Electricity industry officials expect such pricing plans, known as time-of-use pricing, to prompt customers to dial down power use during the late afternoons, when power plants are running at full tilt and wholesale power prices spike.
TXU charges 8.9 cents per kilowatt-hour for electricity used off peak. Power used during peak times – such as midafternoon during the summer months – costs 24.3 cents.
TXU time-of-use customers also get a free thermostat that shows how much power they are using. Customers may decline the thermostat and get a $75 Visa gift card instead.
TXU spokesman Tom Stewart declined to say how many people have signed up.
Reliant has a more complicated system. The off-peak rate is 11.7 cents per kilowatt-hour. In the winter, Reliant charges 13.9 cents between 6 and 9 a.m., and again from 6 to 9 p.m.
In the summer, the 13.9-cent rate is in effect from noon to 4 p.m. weekdays; then the rate rises to 14.4 cents until 6 p.m.

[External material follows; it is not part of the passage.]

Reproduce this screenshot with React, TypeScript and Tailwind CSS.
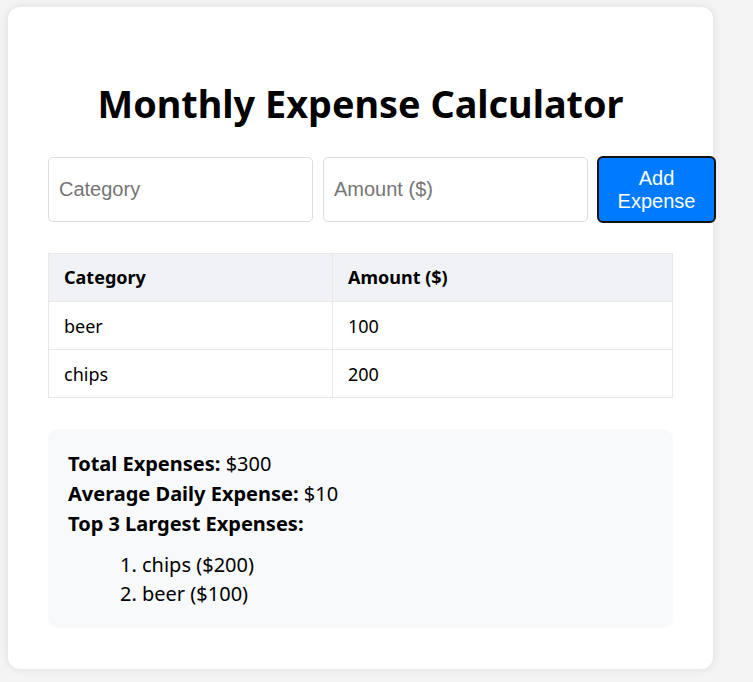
import { useState } from "react";

type Expense = { category: string; amount: number };

const font = { fontFamily: '"Noto Sans", "Open Sans", sans-serif' };

export default function App() {
  const [expenses] = useState<Expense[]>([
    { category: "beer", amount: 100 },
    { category: "chips", amount: 200 },
  ]);
  const total = expenses.reduce((s, e) => s + e.amount, 0);
  const top = [...expenses].sort((a, b) => b.amount - a.amount).slice(0, 3);

  return (
    <div className="min-h-[682px] bg-[#f4f4f4] pl-2 pt-[7px]">
      <div
        className="w-[705px] rounded-xl bg-white px-10 pb-[41px] pt-[40px] text-black shadow-[0_0_10px_rgba(0,0,0,0.1)]"
        style={font}
      >
        <h1 className="mt-[29px] text-center text-[37.8px] font-bold leading-[56px]">
          Monthly Expense Calculator
        </h1>
        <div className="mt-[24px] flex items-center">
          <input
            placeholder="Category"
            className="h-[65px] w-[265px] shrink-0 rounded-[5px] border border-[#dddddd] px-[10px] text-[20px] placeholder:text-[#757575] font-['Liberation_Sans',Arial,sans-serif]"
          />
          <input
            placeholder="Amount ($)"
            className="ml-[10px] h-[65px] w-[265px] shrink-0 rounded-[5px] border border-[#dddddd] px-[10px] text-[20px] placeholder:text-[#757575] font-['Liberation_Sans',Arial,sans-serif]"
          />
          <button className="ml-[9px] h-[67px] w-[119px] shrink-0 rounded-[6px] border-2 border-[#111111] bg-[#007bff] text-[20px] leading-[23px] text-white font-['Liberation_Sans',Arial,sans-serif]">
            Add
            <br />
            Expense
          </button>
        </div>

        <table className="mt-[30px] w-[625px] border-collapse text-[18px]">
          <thead>
            <tr className="bg-[#f0f2f5]">
              <th className="h-[48px] w-[284px] border border-[#e8e8e8] px-[15px] text-left font-bold">
                Category
              </th>
              <th className="h-[48px] border border-[#e8e8e8] px-[15px] text-left font-bold">
                Amount ($)
              </th>
            </tr>
          </thead>
          <tbody>
            {expenses.map((e) => (
              <tr key={e.category}>
                <td className="h-[48px] border border-[#e8e8e8] px-[15px] pt-[2px]">{e.category}</td>
                <td className="h-[48px] border border-[#e8e8e8] px-[15px] pt-[2px]">{e.amount}</td>
              </tr>
            ))}
          </tbody>
        </table>

        <div className="mt-[31px] rounded-[10px] bg-[#f8f9fa] px-5 pb-[20px] pt-[20px] text-[20px] leading-[30px]">
          <p>
            <strong>Total Expenses:</strong> ${total}
          </p>
          <p>
            <strong>Average Daily Expense:</strong> ${Math.round(total / 30)}
          </p>
          <p>
            <strong>Top 3 Largest Expenses:</strong>
          </p>
          <ol className="mt-[11px] list-decimal pl-[74px] leading-[29px]">
            {top.map((e) => (
              <li key={e.category}>
                {e.category} (${e.amount})
              </li>
            ))}
          </ol>
        </div>
      </div>
    </div>
  );
}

Reliant set its time-of-use prices in July, and plans to update them in coming weeks.
"We've had some success signing up the time-of-use customers. So we have seen interest in the product," said Reliant spokeswoman Pat Hammond. She said the company sends customers a weekly e-mail outlining their usage.
These are still early days for pricing plans that depend on the new meters. Relatively few people in Texas have them.
Oncor has installed about 300,000 meters. The company will finish installing the meters at every business and residence in North Texas in 2012.
The regulated power line companies in other parts of the state haven't begun to deploy the new technology.
The time-of-use rates are designed to attract customers who are away from home during the day and therefore use very little juice during peak hours.
Customers offered the time-of-use plans can opt to stay with variable or fixed-rate plans. And with or without a meter, customers can find cheap rates all day long. On Friday, some companies were offering fixed rates for the next 12 months as low as 10 cents per kilowatt-hour.